### DATASET CONTENT
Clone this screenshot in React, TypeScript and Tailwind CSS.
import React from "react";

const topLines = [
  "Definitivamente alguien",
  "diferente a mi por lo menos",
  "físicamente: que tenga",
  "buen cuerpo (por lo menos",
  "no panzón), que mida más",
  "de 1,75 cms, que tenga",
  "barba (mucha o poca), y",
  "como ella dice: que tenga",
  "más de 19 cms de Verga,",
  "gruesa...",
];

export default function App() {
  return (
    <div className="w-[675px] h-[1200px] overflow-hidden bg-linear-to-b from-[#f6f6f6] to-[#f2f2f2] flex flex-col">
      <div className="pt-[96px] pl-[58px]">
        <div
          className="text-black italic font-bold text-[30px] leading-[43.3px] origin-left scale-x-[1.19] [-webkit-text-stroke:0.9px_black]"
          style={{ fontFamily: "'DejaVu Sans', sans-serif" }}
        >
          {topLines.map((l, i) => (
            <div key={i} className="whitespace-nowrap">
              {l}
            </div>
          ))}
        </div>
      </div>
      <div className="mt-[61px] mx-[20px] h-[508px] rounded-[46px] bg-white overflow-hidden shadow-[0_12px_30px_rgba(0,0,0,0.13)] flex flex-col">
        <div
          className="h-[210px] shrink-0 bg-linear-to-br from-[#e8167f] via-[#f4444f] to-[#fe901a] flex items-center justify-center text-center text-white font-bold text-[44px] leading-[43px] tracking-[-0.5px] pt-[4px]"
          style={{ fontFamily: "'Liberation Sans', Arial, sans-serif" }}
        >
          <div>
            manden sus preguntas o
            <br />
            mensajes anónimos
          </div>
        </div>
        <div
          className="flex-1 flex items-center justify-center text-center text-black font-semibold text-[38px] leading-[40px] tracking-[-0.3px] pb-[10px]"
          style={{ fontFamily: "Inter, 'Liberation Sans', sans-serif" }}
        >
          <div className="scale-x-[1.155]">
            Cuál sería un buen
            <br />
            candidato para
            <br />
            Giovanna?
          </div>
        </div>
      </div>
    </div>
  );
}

### DIRECTIONS
Reproduce each line verbatim.

### RESPONSE TO THIS EXERCISE
Clone this screenshot in React, TypeScript and Tailwind CSS.
import React from "react";

const topLines = [
  "Definitivamente alguien",
  "diferente a mi por lo menos",
  "físicamente: que tenga",
  "buen cuerpo (por lo menos",
  "no panzón), que mida más",
  "de 1,75 cms, que tenga",
  "barba (mucha o poca), y",
  "como ella dice: que tenga",
  "más de 19 cms de Verga,",
  "gruesa...",
];

export default function App() {
  return (
    <div className="w-[675px] h-[1200px] overflow-hidden bg-linear-to-b from-[#f6f6f6] to-[#f2f2f2] flex flex-col">
      <div className="pt-[96px] pl-[58px]">
        <div
          className="text-black italic font-bold text-[30px] leading-[43.3px] origin-left scale-x-[1.19] [-webkit-text-stroke:0.9px_black]"
          style={{ fontFamily: "'DejaVu Sans', sans-serif" }}
        >
          {topLines.map((l, i) => (
            <div key={i} className="whitespace-nowrap">
              {l}
            </div>
          ))}
        </div>
      </div>
      <div className="mt-[61px] mx-[20px] h-[508px] rounded-[46px] bg-white overflow-hidden shadow-[0_12px_30px_rgba(0,0,0,0.13)] flex flex-col">
        <div
          className="h-[210px] shrink-0 bg-linear-to-br from-[#e8167f] via-[#f4444f] to-[#fe901a] flex items-center justify-center text-center text-white font-bold text-[44px] leading-[43px] tracking-[-0.5px] pt-[4px]"
          style={{ fontFamily: "'Liberation Sans', Arial, sans-serif" }}
        >
          <div>
            manden sus preguntas o
            <br />
            mensajes anónimos
          </div>
        </div>
        <div
          className="flex-1 flex items-center justify-center text-center text-black font-semibold text-[38px] leading-[40px] tracking-[-0.3px] pb-[10px]"
          style={{ fontFamily: "Inter, 'Liberation Sans', sans-serif" }}
        >
          <div className="scale-x-[1.155]">
            Cuál sería un buen
            <br />
            candidato para
            <br />
            Giovanna?
          </div>
        </div>
      </div>
    </div>
  );
}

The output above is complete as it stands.